For full-year 2025, management reaffirmed guidance:
- Production of 90,000 to 95,000 boe/d (69% oil, 79% liquids).
- Capex of $500 to $540 million, plus $100 to $120 million for P&A and decommissioning.
Management highlighted:
- Robust hedge coverage and project breakevens supporting free cash flow even at low oil prices.
- Strategic plan reveal expected late Q2, which will detail medium- and long-term priorities.
Takeaways
Talos delivered another quarter of operational consistency and financial discipline while signaling a more aggressive approach to capital returns and portfolio management.
- Buyback Acceleration: The $200M authorization and 50% free cash flow allocation mark a new, sustained capital return era for Talos, reinforcing management’s undervaluation thesis.
- Operational Milestones: Multi-project delivery in the Gulf of Mexico underpins production reliability and future cash flow, with flexibility to pivot as macro conditions evolve.
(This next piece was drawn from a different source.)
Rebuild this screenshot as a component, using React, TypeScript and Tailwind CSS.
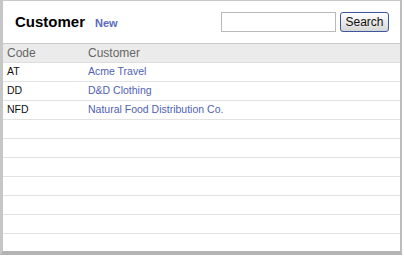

- Strategic Plan Catalyst: The forthcoming strategy presentation will be a key event, potentially resetting expectations on growth, M&A, and capital priorities for 2025 and beyond.
Conclusion
Talos Energy’s Q1 2025 results showcase a company at an inflection point, combining operational reliability, capital return acceleration, and strategic flexibility. The upcoming strategy reveal will be pivotal for investors seeking clarity on the next phase of growth and value creation.
Industry Read-Through
Talos’s disciplined capital return posture and operational outperformance highlight a broader trend among U.S. independent E&Ps: shifting from pure growth to balanced value creation, with buybacks becoming a structural lever rather than a cyclical afterthought. The company’s ability to flex capex and hedge production at attractive levels demonstrates how mid-cap offshore operators can navigate commodity volatility while maintaining project momentum. Gulf of Mexico deepwater assets remain advantaged for margin and reliability, and service sector cost trends will be a key industry watchpoint as the year progresses.